Journal article Open Access

The Body Image Approach Test (BIAT): A Potential Measure of the Behavioral Components of Body Image Disturbance in Anorexia and Bulimia Nervosa?

Legenbauer, Tanja; Radix, Anne Kathrin; Naumann, Eva; Blechert, Jens

A disturbed body image with fluctuating behavioral patterns of body related avoidance (BA) and body checking (BC) characterizes individuals with eating disorders (EDs) such as anorexia (AN) or bulimia nervosa (BN). So far, these behavioral body image components are mostly assessed via self-report instruments thereby neglecting their behavioral and partially automatic characteristics. Therefore, behavioral measures of BA and BC are needed. The present study investigates a behavioral assessment task for BA and BC in a sample of patients with diagnosed EDs and healthy controls. The sample consisted of 40 women diagnosed with either BN (N = 19) or AN (N = 21; ED sample) and 24 non-eating disordered, healthy female controls (HC). Within the Body Image Approach Task (BIAT) participants viewed photos of their own body (self-image) and a matched control body (other-image) by zooming the photos closer toward them (image became more focused) on the screen. The BIAT yields zoom-levels recorded separately for self- relative to other-images. Further measures were attractiveness ratings of these body images as well as questionnaire measures of BA, BC, and general ED symptomatology.
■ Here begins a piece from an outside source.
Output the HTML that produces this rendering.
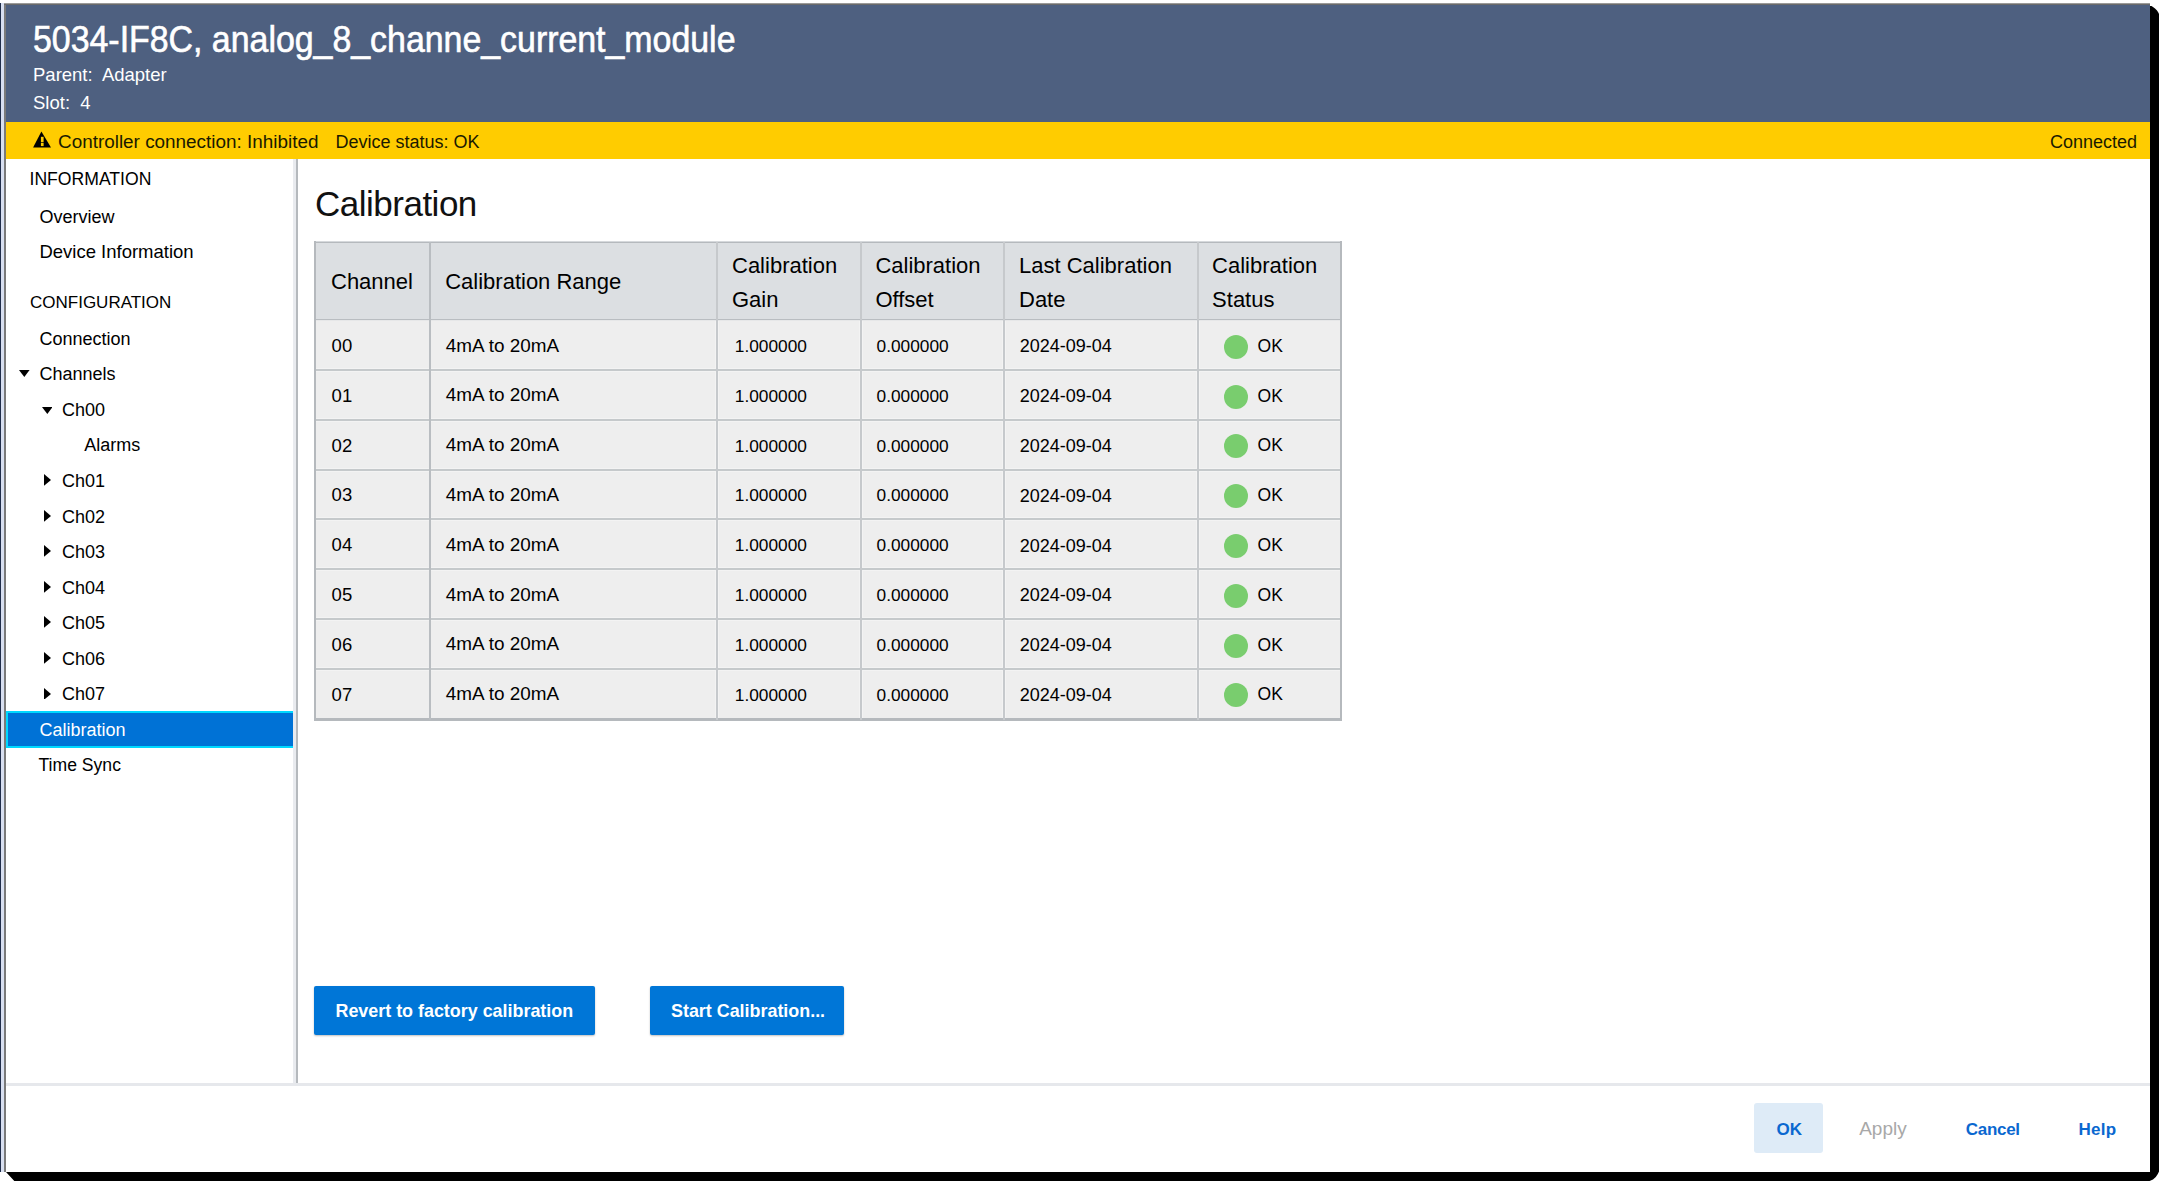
<!DOCTYPE html>
<html><head><meta charset="utf-8"><style>
html,body{margin:0;padding:0;width:2165px;height:1187px;overflow:hidden;background:#fff;}
body{position:relative;font-family:"Liberation Sans",sans-serif;}
.t{position:absolute;white-space:nowrap;line-height:1;}
.r{position:absolute;display:block;}
</style></head><body>
<div class="r" style="left:0px;top:3px;width:1px;height:1169px;background:#1f2d4a;"></div>
<div class="r" style="left:1px;top:3px;width:3px;height:1169px;background:#d8dff0;"></div>
<div class="r" style="left:4px;top:3px;width:2px;height:1169px;background:#7a7a7a;"></div>
<div class="r" style="left:4px;top:3px;width:2146px;height:1px;background:#9a9a9a;"></div>
<div class="r" style="left:4px;top:4px;width:2146px;height:1px;background:#6a6a6a;"></div>
<div class="r" style="left:6px;top:5px;width:2144px;height:117px;background:#4e6080;"></div>
<div class="r" style="left:6px;top:122px;width:2144px;height:37px;background:#ffcc00;"></div>
<svg class="r" style="left:0;top:0" width="2165" height="1187"><polygon points="6,1172 2150,1172 2150,6 2151.5,6 2153,7 2155,8.5 2157,10.5 2158.3,12.5 2159,14 2159,1171.5 2157.8,1174 2155.8,1177 2153,1179.6 2149.6,1181 14.3,1181" fill="#000"/></svg>
<div class="t" style="left:32.5px;top:21.92px;font-size:36px;color:#fff;transform:scaleX(0.941);transform-origin:0 0;-webkit-text-stroke:0.6px #fff;">5034-IF8C, analog_8_channe_current_module</div>
<div class="t" style="left:33px;top:65.64px;font-size:18.5px;color:#fff;">Parent:&nbsp; Adapter</div>
<div class="t" style="left:33px;top:94.34px;font-size:18.5px;color:#fff;">Slot:&nbsp; 4</div>
<svg class="r" style="left:32px;top:130px" width="21" height="19" viewBox="0 0 21 19"><polygon points="9.4,1.4 19,17.5 1.1,17.5" fill="#000"/><rect x="8.9" y="6.8" width="2.7" height="5.2" fill="#ffcc00"/><rect x="8.9" y="12.7" width="2.7" height="3.4" fill="#ffcc00"/></svg>
<div class="t" style="left:58px;top:132.50px;font-size:18.9px;color:#1a1a00;">Controller connection: Inhibited</div>
<div class="t" style="left:335.5px;top:132.56px;font-size:18px;color:#1a1a00;">Device status: OK</div>
<div class="t" style="left:2050px;top:133.46px;font-size:18px;color:#1a1a00;">Connected</div>
<div class="r" style="left:293px;top:159px;width:3px;height:924px;background:#e9ebef;"></div>
<div class="r" style="left:296px;top:159px;width:2px;height:924px;background:#b5b9bd;"></div>
<div class="r" style="left:6px;top:1083px;width:2144px;height:3px;background:#e6e8ec;"></div>
<div class="t" style="left:29.5px;top:170.90px;font-size:17.6px;color:#000;">INFORMATION</div>
<div class="t" style="left:39.4px;top:208.06px;font-size:18px;color:#000;">Overview</div>
<div class="t" style="left:39.4px;top:243.34px;font-size:18.5px;color:#000;">Device Information</div>
<div class="t" style="left:30px;top:293.81px;font-size:17px;color:#000;">CONFIGURATION</div>
<div class="t" style="left:39.4px;top:329.76px;font-size:18px;color:#000;">Connection</div>
<div class="t" style="left:39.5px;top:365.36px;font-size:18px;color:#000;">Channels</div>
<div class="t" style="left:62px;top:400.91px;font-size:18px;color:#000;">Ch00</div>
<div class="t" style="left:84.3px;top:436.46px;font-size:18px;color:#000;">Alarms</div>
<div class="t" style="left:62px;top:472.01px;font-size:18px;color:#000;">Ch01</div>
<div class="t" style="left:62px;top:507.56px;font-size:18px;color:#000;">Ch02</div>
<div class="t" style="left:62px;top:543.11px;font-size:18px;color:#000;">Ch03</div>
<div class="t" style="left:62px;top:578.66px;font-size:18px;color:#000;">Ch04</div>
<div class="t" style="left:62px;top:614.21px;font-size:18px;color:#000;">Ch05</div>
<div class="t" style="left:62px;top:649.76px;font-size:18px;color:#000;">Ch06</div>
<div class="t" style="left:62px;top:685.31px;font-size:18px;color:#000;">Ch07</div>
<svg class="r" style="left:19.4px;top:369.8px" width="10.6" height="7"><polygon points="0,0 10.6,0 5.3,7" fill="#000"/></svg>
<svg class="r" style="left:41.8px;top:407.2px" width="10.6" height="7"><polygon points="0,0 10.6,0 5.3,7" fill="#000"/></svg>
<svg class="r" style="left:44.2px;top:474.25px" width="7" height="11.8"><polygon points="0,0 7,5.9 0,11.8" fill="#000"/></svg>
<svg class="r" style="left:44.2px;top:509.79999999999995px" width="7" height="11.8"><polygon points="0,0 7,5.9 0,11.8" fill="#000"/></svg>
<svg class="r" style="left:44.2px;top:545.35px" width="7" height="11.8"><polygon points="0,0 7,5.9 0,11.8" fill="#000"/></svg>
<svg class="r" style="left:44.2px;top:580.9px" width="7" height="11.8"><polygon points="0,0 7,5.9 0,11.8" fill="#000"/></svg>
<svg class="r" style="left:44.2px;top:616.45px" width="7" height="11.8"><polygon points="0,0 7,5.9 0,11.8" fill="#000"/></svg>
<svg class="r" style="left:44.2px;top:652.0px" width="7" height="11.8"><polygon points="0,0 7,5.9 0,11.8" fill="#000"/></svg>
<svg class="r" style="left:44.2px;top:687.55px" width="7" height="11.8"><polygon points="0,0 7,5.9 0,11.8" fill="#000"/></svg>
<div class="r" style="left:6px;top:711px;width:287px;height:37px;background:#00d8ff;"></div>
<div class="r" style="left:8px;top:713px;width:285px;height:33px;background:#0072d6;"></div>
<div class="t" style="left:39.5px;top:721.46px;font-size:18px;color:#fff;">Calibration</div>
<div class="t" style="left:38.5px;top:756.80px;font-size:17.6px;color:#000;">Time Sync</div>
<div class="t" style="left:315px;top:185.67px;font-size:35px;color:#111;letter-spacing:-0.5px;">Calibration</div>
<div class="r" style="left:315px;top:242px;width:1026.5px;height:77.5px;background:#dcdfe2;"></div>
<div class="r" style="left:315px;top:319.5px;width:1026.5px;height:398.4px;background:#eeeeee;"></div>
<div class="r" style="left:715px;top:321px;width:1px;height:397px;background:#f3f3f3;"></div>
<div class="r" style="left:718px;top:321px;width:1px;height:397px;background:#f3f3f3;"></div>
<div class="r" style="left:859px;top:321px;width:1px;height:397px;background:#f3f3f3;"></div>
<div class="r" style="left:862px;top:321px;width:1px;height:397px;background:#f3f3f3;"></div>
<div class="r" style="left:1002px;top:321px;width:1px;height:397px;background:#f3f3f3;"></div>
<div class="r" style="left:1005px;top:321px;width:1px;height:397px;background:#f3f3f3;"></div>
<div class="r" style="left:1196px;top:321px;width:1px;height:397px;background:#f3f3f3;"></div>
<div class="r" style="left:1199px;top:321px;width:1px;height:397px;background:#f3f3f3;"></div>
<div class="r" style="left:314px;top:241px;width:1028px;height:1px;background:#d6d9dc;"></div>
<div class="r" style="left:314px;top:242px;width:1028px;height:1px;background:#b5b9bd;"></div>
<div class="r" style="left:314px;top:319px;width:1028px;height:1px;background:#b9bdc1;"></div>
<div class="r" style="left:314px;top:320px;width:1028px;height:1px;background:#e6e7e8;"></div>
<div class="r" style="left:314px;top:368px;width:1028px;height:1px;background:#f3f3f3;"></div>
<div class="r" style="left:314px;top:369px;width:1028px;height:2px;background:#c5c9cb;"></div>
<div class="r" style="left:314px;top:371px;width:1028px;height:1px;background:#f3f3f3;"></div>
<div class="r" style="left:314px;top:418px;width:1028px;height:1px;background:#f3f3f3;"></div>
<div class="r" style="left:314px;top:419px;width:1028px;height:2px;background:#c5c9cb;"></div>
<div class="r" style="left:314px;top:421px;width:1028px;height:1px;background:#f3f3f3;"></div>
<div class="r" style="left:314px;top:468px;width:1028px;height:1px;background:#f3f3f3;"></div>
<div class="r" style="left:314px;top:469px;width:1028px;height:2px;background:#c5c9cb;"></div>
<div class="r" style="left:314px;top:471px;width:1028px;height:1px;background:#f3f3f3;"></div>
<div class="r" style="left:314px;top:517px;width:1028px;height:1px;background:#f3f3f3;"></div>
<div class="r" style="left:314px;top:518px;width:1028px;height:2px;background:#c5c9cb;"></div>
<div class="r" style="left:314px;top:520px;width:1028px;height:1px;background:#f3f3f3;"></div>
<div class="r" style="left:314px;top:567px;width:1028px;height:1px;background:#f3f3f3;"></div>
<div class="r" style="left:314px;top:568px;width:1028px;height:2px;background:#c5c9cb;"></div>
<div class="r" style="left:314px;top:570px;width:1028px;height:1px;background:#f3f3f3;"></div>
<div class="r" style="left:314px;top:617px;width:1028px;height:1px;background:#f3f3f3;"></div>
<div class="r" style="left:314px;top:618px;width:1028px;height:2px;background:#c5c9cb;"></div>
<div class="r" style="left:314px;top:620px;width:1028px;height:1px;background:#f3f3f3;"></div>
<div class="r" style="left:314px;top:667px;width:1028px;height:1px;background:#f3f3f3;"></div>
<div class="r" style="left:314px;top:668px;width:1028px;height:2px;background:#c5c9cb;"></div>
<div class="r" style="left:314px;top:670px;width:1028px;height:1px;background:#f3f3f3;"></div>
<div class="r" style="left:314px;top:718px;width:1028px;height:3px;background:#b5b9bd;"></div>
<div class="r" style="left:314px;top:241px;width:2px;height:480px;background:#b5b9bd;"></div>
<div class="r" style="left:1340px;top:241px;width:2px;height:480px;background:#b5b9bd;"></div>
<div class="r" style="left:429px;top:242px;width:2px;height:478px;background:#b9bdc1;"></div>
<div class="r" style="left:716px;top:242px;width:2px;height:478px;background:#c6c9cc;"></div>
<div class="r" style="left:860px;top:242px;width:2px;height:478px;background:#c6c9cc;"></div>
<div class="r" style="left:1003px;top:242px;width:2px;height:478px;background:#c6c9cc;"></div>
<div class="r" style="left:1197px;top:242px;width:2px;height:478px;background:#c6c9cc;"></div>
<div class="t" style="left:331px;top:271.07px;font-size:22px;color:#000;">Channel</div>
<div class="t" style="left:445.2px;top:271.07px;font-size:22px;color:#000;">Calibration Range</div>
<div class="t" style="left:732px;top:255.27px;font-size:22px;color:#000;">Calibration</div>
<div class="t" style="left:732px;top:288.77px;font-size:22px;color:#000;">Gain</div>
<div class="t" style="left:875.4px;top:255.27px;font-size:22px;color:#000;">Calibration</div>
<div class="t" style="left:875.4px;top:288.77px;font-size:22px;color:#000;">Offset</div>
<div class="t" style="left:1019px;top:255.27px;font-size:22px;color:#000;">Last Calibration</div>
<div class="t" style="left:1019px;top:288.77px;font-size:22px;color:#000;">Date</div>
<div class="t" style="left:1212.1px;top:255.27px;font-size:22px;color:#000;">Calibration</div>
<div class="t" style="left:1212.1px;top:288.77px;font-size:22px;color:#000;">Status</div>
<div class="t" style="left:331.6px;top:336.94px;font-size:18.5px;color:#000;">00</div>
<div class="t" style="left:445.8px;top:336.60px;font-size:18.9px;color:#000;">4mA to 20mA</div>
<div class="t" style="left:734.8px;top:337.95px;font-size:17.3px;color:#000;">1.000000</div>
<div class="t" style="left:876.6px;top:337.95px;font-size:17.3px;color:#000;">0.000000</div>
<div class="t" style="left:1019.8px;top:337.36px;font-size:18px;color:#000;">2024-09-04</div>
<div class="r" style="left:1223.5px;top:334.8px;width:24px;height:24px;background:#79cd6e;border-radius:50%;"></div>
<div class="t" style="left:1257.6px;top:337.78px;font-size:17.5px;color:#000;">OK</div>
<div class="t" style="left:331.6px;top:386.74px;font-size:18.5px;color:#000;">01</div>
<div class="t" style="left:445.8px;top:386.40px;font-size:18.9px;color:#000;">4mA to 20mA</div>
<div class="t" style="left:734.8px;top:387.75px;font-size:17.3px;color:#000;">1.000000</div>
<div class="t" style="left:876.6px;top:387.75px;font-size:17.3px;color:#000;">0.000000</div>
<div class="t" style="left:1019.8px;top:387.16px;font-size:18px;color:#000;">2024-09-04</div>
<div class="r" style="left:1223.5px;top:384.6px;width:24px;height:24px;background:#79cd6e;border-radius:50%;"></div>
<div class="t" style="left:1257.6px;top:387.58px;font-size:17.5px;color:#000;">OK</div>
<div class="t" style="left:331.6px;top:436.54px;font-size:18.5px;color:#000;">02</div>
<div class="t" style="left:445.8px;top:436.20px;font-size:18.9px;color:#000;">4mA to 20mA</div>
<div class="t" style="left:734.8px;top:437.55px;font-size:17.3px;color:#000;">1.000000</div>
<div class="t" style="left:876.6px;top:437.55px;font-size:17.3px;color:#000;">0.000000</div>
<div class="t" style="left:1019.8px;top:436.96px;font-size:18px;color:#000;">2024-09-04</div>
<div class="r" style="left:1223.5px;top:434.4px;width:24px;height:24px;background:#79cd6e;border-radius:50%;"></div>
<div class="t" style="left:1257.6px;top:437.38px;font-size:17.5px;color:#000;">OK</div>
<div class="t" style="left:331.6px;top:486.34px;font-size:18.5px;color:#000;">03</div>
<div class="t" style="left:445.8px;top:486.00px;font-size:18.9px;color:#000;">4mA to 20mA</div>
<div class="t" style="left:734.8px;top:487.35px;font-size:17.3px;color:#000;">1.000000</div>
<div class="t" style="left:876.6px;top:487.35px;font-size:17.3px;color:#000;">0.000000</div>
<div class="t" style="left:1019.8px;top:486.76px;font-size:18px;color:#000;">2024-09-04</div>
<div class="r" style="left:1223.5px;top:484.2px;width:24px;height:24px;background:#79cd6e;border-radius:50%;"></div>
<div class="t" style="left:1257.6px;top:487.18px;font-size:17.5px;color:#000;">OK</div>
<div class="t" style="left:331.6px;top:536.14px;font-size:18.5px;color:#000;">04</div>
<div class="t" style="left:445.8px;top:535.80px;font-size:18.9px;color:#000;">4mA to 20mA</div>
<div class="t" style="left:734.8px;top:537.15px;font-size:17.3px;color:#000;">1.000000</div>
<div class="t" style="left:876.6px;top:537.15px;font-size:17.3px;color:#000;">0.000000</div>
<div class="t" style="left:1019.8px;top:536.56px;font-size:18px;color:#000;">2024-09-04</div>
<div class="r" style="left:1223.5px;top:534.0px;width:24px;height:24px;background:#79cd6e;border-radius:50%;"></div>
<div class="t" style="left:1257.6px;top:536.98px;font-size:17.5px;color:#000;">OK</div>
<div class="t" style="left:331.6px;top:585.94px;font-size:18.5px;color:#000;">05</div>
<div class="t" style="left:445.8px;top:585.60px;font-size:18.9px;color:#000;">4mA to 20mA</div>
<div class="t" style="left:734.8px;top:586.95px;font-size:17.3px;color:#000;">1.000000</div>
<div class="t" style="left:876.6px;top:586.95px;font-size:17.3px;color:#000;">0.000000</div>
<div class="t" style="left:1019.8px;top:586.36px;font-size:18px;color:#000;">2024-09-04</div>
<div class="r" style="left:1223.5px;top:583.8px;width:24px;height:24px;background:#79cd6e;border-radius:50%;"></div>
<div class="t" style="left:1257.6px;top:586.78px;font-size:17.5px;color:#000;">OK</div>
<div class="t" style="left:331.6px;top:635.74px;font-size:18.5px;color:#000;">06</div>
<div class="t" style="left:445.8px;top:635.40px;font-size:18.9px;color:#000;">4mA to 20mA</div>
<div class="t" style="left:734.8px;top:636.75px;font-size:17.3px;color:#000;">1.000000</div>
<div class="t" style="left:876.6px;top:636.75px;font-size:17.3px;color:#000;">0.000000</div>
<div class="t" style="left:1019.8px;top:636.16px;font-size:18px;color:#000;">2024-09-04</div>
<div class="r" style="left:1223.5px;top:633.5999999999999px;width:24px;height:24px;background:#79cd6e;border-radius:50%;"></div>
<div class="t" style="left:1257.6px;top:636.58px;font-size:17.5px;color:#000;">OK</div>
<div class="t" style="left:331.6px;top:685.54px;font-size:18.5px;color:#000;">07</div>
<div class="t" style="left:445.8px;top:685.20px;font-size:18.9px;color:#000;">4mA to 20mA</div>
<div class="t" style="left:734.8px;top:686.55px;font-size:17.3px;color:#000;">1.000000</div>
<div class="t" style="left:876.6px;top:686.55px;font-size:17.3px;color:#000;">0.000000</div>
<div class="t" style="left:1019.8px;top:685.96px;font-size:18px;color:#000;">2024-09-04</div>
<div class="r" style="left:1223.5px;top:683.4px;width:24px;height:24px;background:#79cd6e;border-radius:50%;"></div>
<div class="t" style="left:1257.6px;top:686.38px;font-size:17.5px;color:#000;">OK</div>
<div class="r" style="left:314px;top:986px;width:281px;height:49px;background:#0076d7;border-radius:2px;box-shadow:0 1px 2px rgba(0,0,0,.25);"></div>
<div class="t" style="left:335.5px;top:1003.24px;font-size:17.9px;color:#fff;font-weight:700;">Revert to factory calibration</div>
<div class="r" style="left:650px;top:986px;width:194px;height:49px;background:#0076d7;border-radius:2px;box-shadow:0 1px 2px rgba(0,0,0,.25);"></div>
<div class="t" style="left:671px;top:1003.24px;font-size:17.9px;color:#fff;font-weight:700;">Start Calibration...</div>
<div class="r" style="left:1754px;top:1103px;width:69px;height:50px;background:#deebf7;border-radius:3px;"></div>
<div class="t" style="left:1776.6px;top:1120.91px;font-size:17px;color:#0a68d0;font-weight:700;">OK</div>
<div class="t" style="left:1859.2px;top:1119.21px;font-size:19px;color:#a8a8a8;">Apply</div>
<div class="t" style="left:1965.8px;top:1120.71px;font-size:17px;color:#0a68d0;font-weight:700;letter-spacing:-0.3px;">Cancel</div>
<div class="t" style="left:2078.5px;top:1120.71px;font-size:17px;color:#0a68d0;font-weight:700;letter-spacing:0.3px;">Help</div>
</body></html>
Results showed that despite strong body dissatisfaction and clearly negative ratings of self- relative to other-images in both EDs, no group differences were found in approach to self-images on zoom-level as measured with the BIAT. Correlational analysis in each group indicated that zoom-level was positively related to BA scores in the HC group only. Yet, stepwise regression analyses revealed that attractiveness ratings explained most of the variance accounted by BA in predicting zoom-level. In sum, the BIAT seems suitable to assess BA and self-rated body attractiveness, but only in healthy individuals with subclinical levels on these constructs. It does not seem to capture the body image satisfaction or the behavioral components of body image disturbances in AN or BN or it conflates the opposed influences of BA and BC. Further experimentation is needed to adapt measures of behavioral body image components to the processes evoked in patients with ED during confrontation with body images.